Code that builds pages
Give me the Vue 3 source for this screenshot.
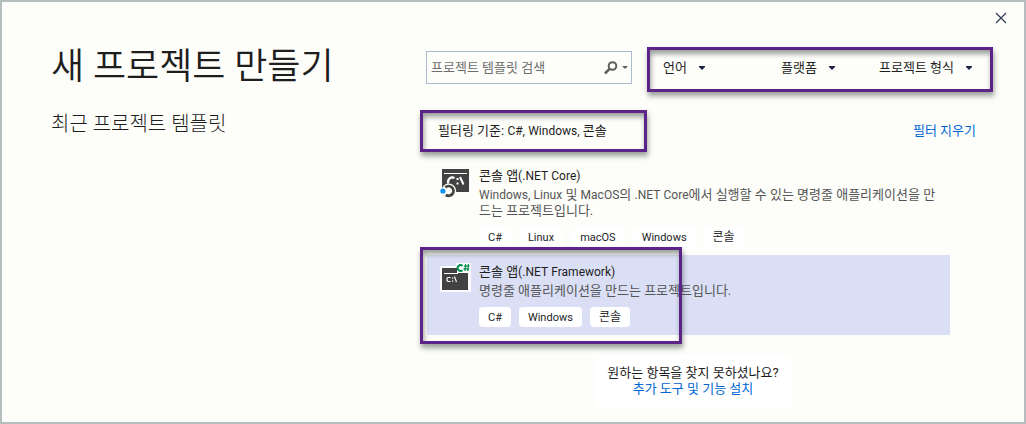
<script setup>
import { h } from 'vue'

const filters = [
  { id: 'language', label: '언어' },
  { id: 'platform', label: '플랫폼' },
  { id: 'type', label: '프로젝트 형식' }
]

const templates = [
  {
    id: 'core',
    name: '콘솔 앱(.NET Core)',
    description:
      'Windows, Linux 및 MacOS의 .NET Core에서 실행할 수 있는 명령줄 애플리케이션을 만드는 프로젝트입니다.',
    tags: ['C#', 'Linux', 'macOS', 'Windows', '콘솔'],
    selected: false
  },
  {
    id: 'framework',
    name: '콘솔 앱(.NET Framework)',
    description: '명령줄 애플리케이션을 만드는 프로젝트입니다.',
    tags: ['C#', 'Windows', '콘솔'],
    selected: true
  }
]

// Latin letters are set one pixel smaller than the Hangul around them.
const MixedText = (props) =>
  props.text
    .split(/([A-Za-z#.,()]*[A-Za-z][A-Za-z#.,()]*)/)
    .filter(Boolean)
    .map((run) => (/[A-Za-z]/.test(run) ? h('span', { class: 'latin' }, run) : run))
MixedText.props = ['text']
</script>

<template>
  <div class="dialog">
    <button class="close" type="button" aria-label="닫기">
      <svg width="12" height="12" viewBox="0 0 12 12">
        <path d="M1 1 L11 11 M11 1 L1 11" fill="none" stroke="#2f3a52" stroke-width="1.2" />
      </svg>
    </button>

    <aside class="recent">
      <h1>새 프로젝트 만들기</h1>
      <h2>최근 프로젝트 템플릿</h2>
    </aside>

    <main class="content">
      <div class="toolbar">
        <form class="search" @submit.prevent>
          <input type="text" placeholder="프로젝트 템플릿 검색" aria-label="프로젝트 템플릿 검색" />
          <button type="submit" aria-label="검색">
            <svg width="26" height="14" viewBox="0 0 26 14">
              <circle cx="9.5" cy="5" r="3.8" fill="none" stroke="#606060" stroke-width="2" />
              <path d="M6.8 7.7 L2 12.5" stroke="#606060" stroke-width="2.6" />
              <path d="M19 5 h6 l-3 3 z" fill="#606060" />
            </svg>
          </button>
        </form>
        <div class="filters">
          <div v-for="f in filters" :key="f.id" class="filter" :class="f.id">
            <select :aria-label="f.label">
              <option>{{ f.label }}</option>
            </select>
            <svg class="caret" width="6" height="4" viewBox="0 0 6 4">
              <path d="M0 0 h6 v1 l-3 3 l-3 -3 z" fill="#1b2245" />
            </svg>
          </div>
          <span class="callout callout-filters"></span>
        </div>
      </div>

      <div class="criteria">
        <p><MixedText text="필터링 기준: C#, Windows, 콘솔" /></p>
        <a href="#">필터 지우기</a>
        <span class="callout callout-criteria"></span>
      </div>

      <ul class="templates">
        <li v-for="t in templates" :key="t.id" class="template" :class="{ selected: t.selected }">
          <svg v-if="t.id === 'core'" class="icon" width="32" height="32" viewBox="0 0 32 32">
            <rect x="2" y="2" width="27" height="23" fill="#424242" />
            <path d="M4 6.5 h23" stroke="#fff" stroke-width="1" />
            <path d="M14.5 11 C11 9.5 7.5 11.5 8 16.5" fill="none" stroke="#fff" stroke-width="2.2" />
            <circle cx="8.8" cy="24" r="7.4" fill="#fdfdfa" />
            <path d="M16.5 11 h2 v2 h-2 z M16.5 15.5 h2 v2 h-2 z" fill="#fff" />
            <path d="M20 10 L23.5 17.5" stroke="#fff" stroke-width="2" />
            <path
              d="M5.4 20.4 A4.8 4.8 0 1 1 5.8 27.8"
              fill="none"
              stroke="#424242"
              stroke-width="2.8"
            />
            <circle cx="2.9" cy="24" r="2.6" fill="#1094f5" />
          </svg>
          <svg v-else class="icon" width="32" height="32" viewBox="0 0 32 32">
            <path d="M0 3 H16 V0 H31 V29 H0 z" fill="#fbfbfd" />
            <path d="M2 5 H17 V10 H28 V27 H2 z" fill="#424242" />
            <path d="M4 10.5 H18" stroke="#fff" stroke-width="1" />
            <path d="M10.5 14.5 H8 L7 15.5 V17.5 L8 18.5 H10.5" fill="none" stroke="#fff" stroke-width="1.1" />
            <path d="M12 14.5 h1.3 v1.3 h-1.3 z M12 17.4 h1.3 v1.3 h-1.3 z" fill="#fff" />
            <path d="M14.5 13.5 L16.5 19" stroke="#fff" stroke-width="1.1" />
            <path d="M22.5 2.8 A2.9 2.9 0 1 0 22.5 7.2" fill="none" stroke="#008a4b" stroke-width="2" />
            <path d="M25.7 1 L24.9 8 M28.5 1 L27.7 8 M23.8 3.2 H29.6 M23.4 5.9 H29.2" stroke="#008a4b" stroke-width="1.2" />
          </svg>
          <div class="details">
            <h3><MixedText :text="t.name" /></h3>
            <p><MixedText :text="t.description" /></p>
            <div class="tags">
              <span v-for="tag in t.tags" :key="tag" class="tag"><MixedText :text="tag" /></span>
            </div>
          </div>
          <span v-if="t.selected" class="callout callout-template"></span>
        </li>
      </ul>

      <div class="footer">
        <div class="more">
          <p>원하는 항목을 찾지 못하셨나요?</p>
          <a href="#">추가 도구 및 기능 설치</a>
        </div>
      </div>
    </main>
  </div>
</template>

<style>
body {
  margin: 0;
  background: #fdfdfa;
}
</style>

<style scoped>
.dialog {
  position: relative;
  display: grid;
  grid-template-columns: 424px minmax(0, 1fr);
  box-sizing: border-box;
  min-height: 100vh;
  border: 2px solid #b5bdbd;
  background: #fdfdfa;
  color: #1e1e1e;
  font-family: Roboto, "Noto Sans CJK KR", sans-serif;
  font-size: 13px;
  line-height: 16px;
}
h1, h2, h3, p, ul {
  margin: 0;
  padding: 0;
  font-weight: 400;
}
button, input, select {
  margin: 0;
  padding: 0;
  border: 0;
  background: transparent;
  color: inherit;
  font: inherit;
}
a {
  color: #0066d6;
  text-decoration: none;
}
:deep(.latin) {
  font-size: 12px;
  line-height: 1;
}
.close {
  position: absolute;
  top: 10px;
  right: 17px;
  display: flex;
}
.recent {
  padding: 41px 0 0 49px;
}
h1 {
  font-size: 36px;
  line-height: 48px;
  font-weight: 350;
}
h2 {
  margin-top: 19px;
  font-size: 20px;
  line-height: 28px;
  font-weight: 300;
}
.content {
  padding: 49px 32px 14px 0;
}
.toolbar {
  display: flex;
  justify-content: space-between;
}
.search {
  display: flex;
  align-items: center;
  box-sizing: border-box;
  width: 206px;
  height: 33px;
  padding: 0 2px 0 4px;
  border: 1px solid #adb9d0;
}
.search input {
  flex: 1;
  min-width: 0;
  outline: 0;
}
.search input::placeholder {
  color: #6d6d6d;
  opacity: 1;
}
.search button {
  display: flex;
}
.filters {
  position: relative;
  display: flex;
  align-items: center;
  width: 329px;
}
.filter {
  display: flex;
  align-items: center;
  gap: 12px;
}
.language {
  width: 118px;
}
.platform {
  width: 98px;
}
.filter select {
  appearance: none;
}
.callout {
  position: absolute;
  box-sizing: border-box;
  border: 3px solid #5c2388;
  box-shadow: 1px 4px 5px rgba(60, 70, 60, 0.5), inset 1px 4px 5px rgba(60, 70, 60, 0.5);
  pointer-events: none;
}
.callout-filters {
  top: -4px;
  right: -1px;
  bottom: -8px;
  left: -16px;
}
.criteria {
  position: relative;
  display: flex;
  justify-content: space-between;
  margin-top: 38px;
  padding: 0 16px 0 12px;
  line-height: 18px;
}
.callout-criteria {
  top: -12px;
  bottom: -12px;
  left: -6px;
  width: 227px;
}
.templates {
  margin: 19px 42px 0 1px;
  list-style: none;
}
.template {
  position: relative;
  display: flex;
  gap: 7px;
  padding: 8px 10px 8px 13px;
}
.template.selected {
  background: #dadff5;
}
.icon {
  flex: none;
}
.details {
  flex: 1;
  min-width: 0;
}
h3 {
  font-size: 13px;
  line-height: 18px;
}
.details p {
  margin-top: 2px;
  color: #555;
  word-break: break-all;
}
.tags {
  display: flex;
  gap: 8px;
  margin-top: 8px;
}
.tag {
  padding: 0 9px;
  border-radius: 4px;
  background: #fff;
  font-size: 12px;
  line-height: 20px;
}
.tag :deep(.latin) {
  font-size: 11px;
}
.callout-template {
  top: -8px;
  bottom: -9px;
  left: -7px;
  width: 262px;
}
.footer {
  display: flex;
  justify-content: center;
  margin-top: 20px;
  padding-right: 32px;
}
.more {
  padding: 10px 12px;
  background: #fff;
  text-align: center;
}
.more a {
  display: block;
}
</style>
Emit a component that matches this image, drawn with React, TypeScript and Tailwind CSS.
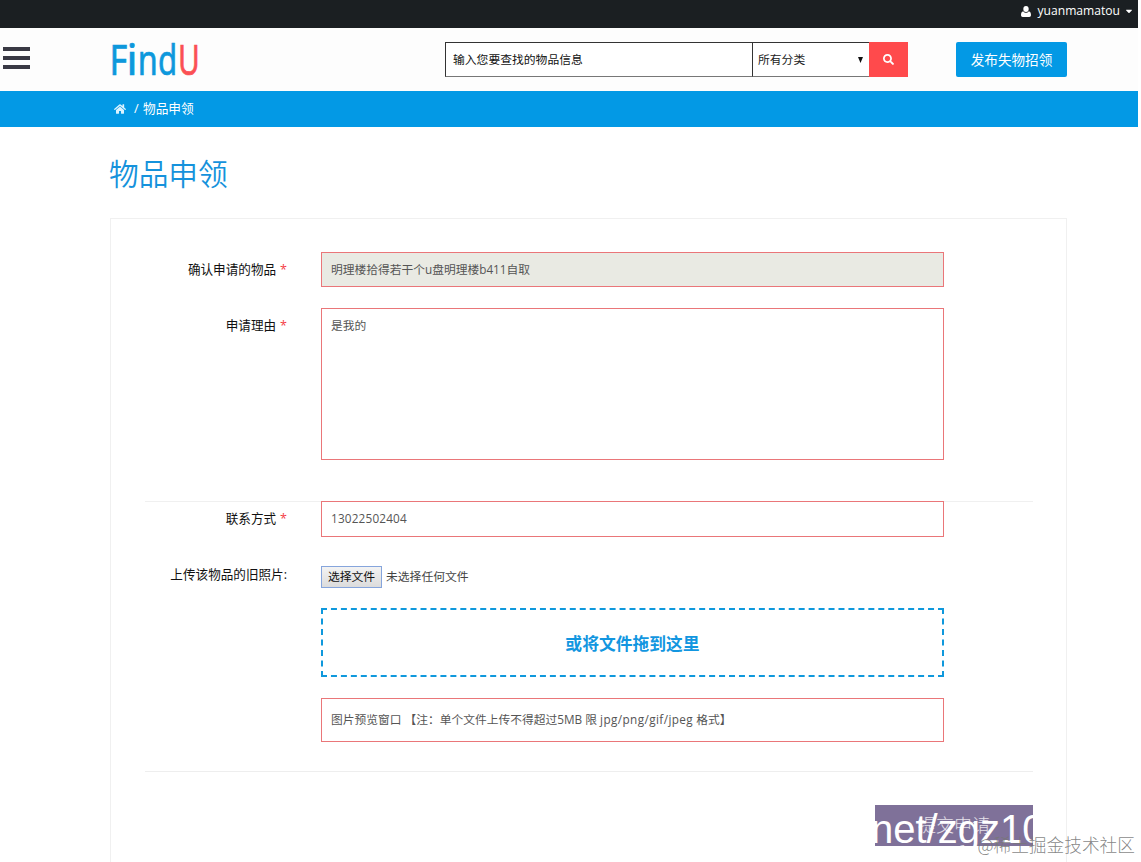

> **Written exercise**
The lines to collect are those holding the string "this"; copy them all.

> **Correct result**
Give me the Vue 3 source for this screenshot.
Emit a component that matches this image, drawn with React, TypeScript and Tailwind CSS.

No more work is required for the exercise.